How does someone without any industry qualifications or any kind of previous experience make an impact in video games? Especially when they are one, older; two, female; and three, disabled. This is my experience as to how I did that – and I honestly must say here, that I still am not sure how it happened other than by dumb luck and by being in the right place at the right time. Eventually.

In my spare time I like to practice painting. I’ve been doing so since I was a small child, when I decided it was something I wanted to make a living at when I got older. However, when I first attempted to break into the games industry as an artist back in the late 1990s, I was told that my art skills were weak and that no studio would even look twice at my work. I was also told rather blatantly that the industry was not for people like me – not for females, that is. I so badly wanted to get into the industry and my art was the only way I really knew how, but in 1998 the industry had revealed itself as a Boys Only Club.

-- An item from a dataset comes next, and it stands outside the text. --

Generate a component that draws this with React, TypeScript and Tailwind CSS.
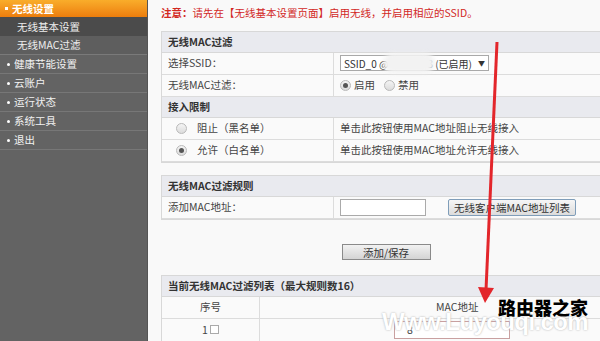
import React from "react";

const font = { fontFamily: '"Noto Sans CJK SC", "Liberation Sans", sans-serif' };

const menu = ["健康节能设置", "云账户", "运行状态", "系统工具", "退出"];

function Radio({ on }: { on?: boolean }) {
  return (
    <span className="inline-grid h-[11px] w-[11px] place-items-center rounded-full border border-[#b9b9b9] bg-gradient-to-b from-[#f4f4f4] to-[#dcdcdc]">
      {on && <span className="h-[5px] w-[5px] rounded-full bg-[#555]" />}
    </span>
  );
}

function Head({ children }: { children: React.ReactNode }) {
  return (
    <div className="flex h-[21px] items-center border-b border-[#d8d8d8] bg-[#e9eaef] px-[6px] font-bold text-[#333]">
      {children}
    </div>
  );
}

function Row({ left, right }: { left: React.ReactNode; right: React.ReactNode }) {
  return (
    <div className="flex h-[22px] border-b border-[#dcdcdc] bg-[#fafafa]">
      <div className="flex w-[172px] items-center border-r border-[#dcdcdc] px-[6px]">{left}</div>
      <div className="flex flex-1 items-center px-[6px]">{right}</div>
    </div>
  );
}

export default function App() {
  return (
    <div className="relative flex h-[341px] w-[600px] overflow-hidden text-[10.5px] text-[#444]" style={font}>
      <aside className="w-[148px] shrink-0 border-r border-[#555] bg-[#636363] text-white">
        <div className="flex h-[17px] items-center gap-[4px] bg-gradient-to-b from-[#f9ad2a] to-[#ec7d0c] pl-[5px] font-bold">
          <span className="h-[3px] w-[3px] bg-white" />
          无线设置
        </div>
        <div className="flex h-[19px] items-center bg-[#4b4b4b] pl-[17px] text-[#eee]">无线基本设置</div>
        <div className="flex h-[19px] items-center border-b border-[#7a7a7a] bg-[#5e5e5e] pl-[17px] text-[#eee]">无线MAC过滤</div>
        {menu.map((m) => (
          <div key={m} className="flex h-[19px] items-center gap-[4px] border-b border-[#777] pl-[7px] text-[#f2f2f2]">
            <span className="h-[3px] w-[3px] rounded-full bg-white" />
            {m}
          </div>
        ))}
      </aside>

      <main className="flex-1 bg-[#f9f9f9] pl-[13px]">
        <p className="pt-[5px] text-[#d2281f]">
          <b>注意：</b>请先在【无线基本设置页面】启用无线，并启用相应的SSID。
        </p>

        <div className="mt-[10px] w-[480px] border border-[#d8d8d8]">
          <Head>无线MAC过滤</Head>
          <Row
            left="选择SSID："
            right={
              <div className="relative flex h-[16px] w-[149px] items-center justify-between whitespace-nowrap border border-[#a9a9a9] bg-white px-[3px] text-[10px] text-[#333]">
                <span>SSID_0 @</span>
                <span className="ml-auto mr-[6px]">3 (已启用)</span>
                <span className="text-[7px]">▼</span>
                <span className="absolute left-[42px] top-[-3px] h-[20px] w-[52px] rounded-full bg-[#f2f2f2] blur-[2px]" />
              </div>
            }
          />
          <Row
            left="无线MAC过滤："
            right={
              <div className="flex items-center gap-[3px]">
                <Radio on />启用<span className="ml-[3px]" /><Radio />禁用
              </div>
            }
          />
          <Head>接入限制</Head>
          <Row
            left={
              <div className="flex items-center gap-[10px] pl-[8px]">
                <Radio />阻止（黑名单）
              </div>
            }
            right="单击此按钮使用MAC地址阻止无线接入"
          />
          <Row
            left={
              <div className="flex items-center gap-[10px] pl-[8px]">
                <Radio on />允许（白名单）
              </div>
            }
            right="单击此按钮使用MAC地址允许无线接入"
          />
        </div>

        <div className="mt-[12px] w-[480px] border border-[#d8d8d8]">
          <Head>无线MAC过滤规则</Head>
          <Row
            left="添加MAC地址："
            right={
              <div className="flex items-center gap-[22px]">
                <span className="h-[17px] w-[86px] border border-[#aaa] bg-white" />
                <button className="h-[17px] rounded-[2px] border border-[#7f9db9] bg-gradient-to-b from-[#f6f6f6] to-[#dcdcdc] px-[5px] text-[10.5px] text-[#333]">
                  无线客户端MAC地址列表
                </button>
              </div>
            }
          />
        </div>

        <div className="mt-[24px] flex w-[400px] justify-center">
          <button className="ml-[50px] h-[16px] w-[89px] border border-[#8a8a8a] bg-gradient-to-b from-[#f2f2f2] to-[#d4d4d4] text-[10.5px] text-[#333]">
            添加/保存
          </button>
        </div>

        <div className="mt-[15px] w-[480px] border border-[#d8d8d8]">
          <Head>当前无线MAC过滤列表（最大规则数16）</Head>
          <div className="flex h-[22px] border-b border-[#dcdcdc] bg-[#fafafa]">
            <div className="grid w-[98px] place-items-center border-r border-[#dcdcdc]">序号</div>
            <div className="flex flex-1 items-center pl-[176px]">MAC地址</div>
          </div>
          <div className="flex h-[22px] bg-[#fafafa]">
            <div className="flex w-[98px] items-center justify-center gap-[2px] border-r border-[#dcdcdc]">
              1<span className="h-[9px] w-[9px] border border-[#aaa] bg-white" />
            </div>
            <div className="flex flex-1 items-center pl-[134px]">
              <span className="h-[18px] w-[116px] border border-[#c9a0a0] bg-white pl-[12px]">8</span>
            </div>
          </div>
        </div>
      </main>

      <svg className="pointer-events-none absolute left-0 top-0" width="600" height="341">
        <line x1="497" y1="42" x2="486" y2="290" stroke="#e3262b" strokeWidth="3" />
        <polygon points="478,287 494,288 485,303" fill="#e3262b" />
      </svg>

      <div className="pointer-events-none absolute left-[498px] top-[298px] text-[18px] font-black leading-none text-black">路由器之家</div>
      <div
        className="pointer-events-none absolute left-[382px] top-[310px] text-[24px] font-black leading-none tracking-tight text-white"
        style={{ fontFamily: '"Liberation Sans", sans-serif', textShadow: "0 0 2px #aaa" }}
      >
        Www.Luyouqi.com
      </div>
    </div>
  );
}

So, being an outsider, it wasn’t until almost 25 years later that I actually succeeded in getting into the industry, and believe me – it wasn’t without push backs along the way. The more rejections I received, however, the more it fired me on to try harder and work smarter. I began to realise that it was not down to what I knew but who I knew. It also became obvious that despite having two history degrees, it was forever assumed that I knew nothing about games. To those on the outside, I was some generic blonde female gamer, a stereotype I tried time and again to push against.

In 2020 the pandemic hit and working from home seemed to have become the norm. This suited me fine, as the parent of a young child and someone without a driving licence due to my disability. Unfortunately I live in Derbyshire, where there aren’t too many studios, yet despite the increased number of roles allowing for remote working, I faced many of the same issues as before, and of course the increasingly convenient excuse of having no direct experience.

2021 was a good year for me, I was on a panel for Games Accessibility Conference EU and everything just seemed to snowball from there. Joining Many Cats Studios was very much a catalyst and without Chris Goodyear taking me under his wing to be the community manager of the company, I’d probably still be emailing studios and begging them to take a chance on me. If you’d had told me twelve months ago I’d be nominated for industry awards and sitting on award ceremony juries – I would have laughed
at you.

And in this last year, I have figured out that sometimes I am welcomed with my opinions and that being an older person in the gaming industry with a hearing disability puts me at a unique perspective, especially having had full hearing abilities once upon a time. I have to buy headphones that allow for my hearing aids now, I can no longer use AirPods and my audiologist has banned me from working in loud environments, but making an impact in the videogame industry is what I’ve always wanted to do – even if I had to go about it the hard way.

I’ve since spoken to kids who believed that their poor hearing would hold them back in the industry. I can tell them now that it doesn’t – or, at least, shouldn’t – and that persistence will take them further along their path than any resistance there might be in front of them. What matters is that the more of us that make this journey, the shorter it will be for those that follow.